As a human resource manager through much of the '80's and '90's, I saw the signs of change in the faces of the workers passing through my office. When merger-mania hit the first time, investors and the media seized on the figures behind the moves and launched a new kind of cult figure: the super-CEO. With profits soaring, few people noticed the twenty-year worker sitting in a re-training course trying to learn a new skill for this "new economy." Fewer still paid attention to the thirty-year worker who just said "enough", and quietly left the workforce, taking with him (and her) wisdom still needed that can only be learned over time. And with the exception of a few back-page articles in scattered publications, even fewer people paid attention to the shift from an economy focused on meeting the public's needs (serving the public) to an economy focused on "making me wealthy."

That may be too harsh a view, I realize. But it's tough to sit here as a workplace chaplain and work/faith writer in the middle of hundreds of emails from displaced workers and not be chagrinned by the idea that workers are a disposable commodity. It's tougher still to watch the workplace buy into the idea that work is about winning; that short-term results are more important than long-term outcomes; that profits are more important than people.

The good news is that most of the displaced workers I hear from eventually find new jobs, though a disproportionate number of them seem to find themselves starting over at the bottom of a new career ladder. The bad news is that very few people in positions of influence have the courage to swim against the stream of the culture, so we seem destined to follow the whims of society instead of guiding it.

Corporations should exist for the public good. The work we do, the products we produce, the services we provide should meet the needs of our people, and the needs of the environment God created. Certainly progress is important, and innovation is not only necessary, but it honors God by imitating His own creative nature. But change measured only by profit and loss invites us to do "what is right in our own eyes".

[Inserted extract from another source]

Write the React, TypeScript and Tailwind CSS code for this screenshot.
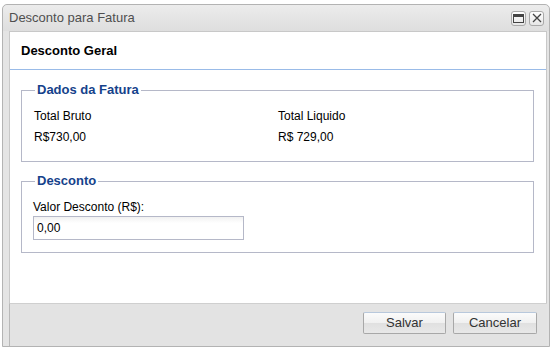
import React from "react";

const font = { fontFamily: '"Liberation Sans", Arial, sans-serif' };

function TitleBtn({ kind }: { kind: "max" | "close" }) {
  return (
    <div className="w-[15px] h-[15px] rounded-[3px] border border-[#a9a9a9] bg-gradient-to-b from-[#ffffff] to-[#e6e6e6] flex items-center justify-center">
      {kind === "max" ? (
        <svg width="11" height="9" viewBox="0 0 11 9">
          <rect x="0.5" y="0.5" width="10" height="8" fill="none" stroke="#444" />
          <rect x="0.5" y="0.5" width="10" height="2.5" fill="#444" />
        </svg>
      ) : (
        <svg width="10" height="10" viewBox="0 0 10 10">
          <path d="M1 1 L9 9 M9 1 L1 9" stroke="#444" strokeWidth="1.3" />
        </svg>
      )}
    </div>
  );
}

function Btn({ label, w }: { label: string; w: string }) {
  return (
    <button
      className={`${w} h-[22px] rounded-[2px] border border-[#a8a8a8] border-t-[#b8c8dc] text-[13px] text-[#333] bg-[linear-gradient(#fbfbfb_0%,#f0f0f0_50%,#e0e0e0_51%,#e8e8e8_100%)] flex items-center justify-center`}
      style={font}
    >
      {label}
    </button>
  );
}

export default function App() {
  return (
    <div className="w-[553px] h-[349px] bg-white pt-[4px] pl-[2px] pr-[3px] pb-[2px]" style={font}>
      <div className="h-full border border-[#b3b3b3] rounded-t-[5px] bg-[#e4e4e4] flex flex-col">
        <div className="h-[26px] flex items-center pl-[6px] pr-[5px] bg-gradient-to-b from-[#ececec] to-[#dedede] rounded-t-[5px]">
          <span className="text-[13px] text-[#4f4f4f] flex-1">Desconto para Fatura</span>
          <div className="flex gap-[3px]">
            <TitleBtn kind="max" />
            <TitleBtn kind="close" />
          </div>
        </div>
        <div className="flex-1 flex flex-col pl-[6px] pr-[2px]">
          <div className="h-[272px] bg-white border border-b-0 border-[#c8c8c8] flex flex-col">
            <div className="h-[38px] flex items-center pl-[11px] border-b border-[#99bbe8]">
              <span className="text-[13px] font-bold text-black">Desconto Geral</span>
            </div>
            <fieldset className="mt-[12px] ml-[11px] mr-[12px] border border-[#b5b8c8] pl-[12px] pr-[12px] pt-[10px] pb-[16px]">
              <legend className="ml-[1px] px-[2px] text-[13px] leading-[16px] font-bold text-[#15428b]">Dados da Fatura</legend>
              <div className="grid grid-cols-[244px_1fr] text-[12px] leading-[16px] text-black gap-y-[5px]">
                <span>Total Bruto</span>
                <span>Total Liquido</span>
                <span>R$730,00</span>
                <span>R$ 729,00</span>
              </div>
            </fieldset>
            <fieldset className="mt-[11px] ml-[11px] mr-[12px] border border-[#b5b8c8] pl-[11px] pr-[12px] pt-[10px] pb-[12px]">
              <legend className="ml-[2px] px-[2px] text-[13px] leading-[16px] font-bold text-[#15428b]">Desconto</legend>
              <div className="text-[12px] leading-[16px] text-black">Valor Desconto (R$):</div>
              <div className="mt-[1px] w-[211px] h-[24px] border border-[#b5b8c8] bg-[linear-gradient(#f1f1f1,#ffffff_6px)] flex items-center pl-[3px] text-[12px] text-black">
                0,00
              </div>
            </fieldset>
          </div>
          <div className="flex-1 border-t border-l border-[#cfcfcf] border-l-[#b8b8b8] bg-[#e3e3e3] flex justify-end items-start gap-[7px] pt-[8px] pr-[10px]">
            <Btn label="Salvar" w="w-[83px]" />
            <Btn label="Cancelar" w="w-[84px]" />
          </div>
        </div>
      </div>
    </div>
  );
}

And worse, it forces our competitor to do the same thing just to stay alive, impacting both workforces and doubling the negative effect on our culture.

Somewhere, somebody must have the courage to sweep immediate gratification out of the board rooms and investment strategies of our culture, finding a way for corporations to serve culture again rather than to feed its latest frenzy.

While it seems older workers have the most to fear from a culture that lionizes breakneck paces, more-with-less productivity and mercenary workforces, the truth is younger workers have to worry also. How we treat our elders sets the pattern for how we ourselves will be treated when its our turn to be slower, older and less adaptable. After twenty years as an HR manager, and six as a chaplain, I can tell you with certainty that what goes around really does indeed come around.

A workplace leader who remembers that truth is a giant in God's economy, even if all the other guys are selling the books and doing the talk shows. When God sits down to settle accounts, the first two questions on His performance evaluation will be "How did your work express your love for me?" and "How did you treat my people?"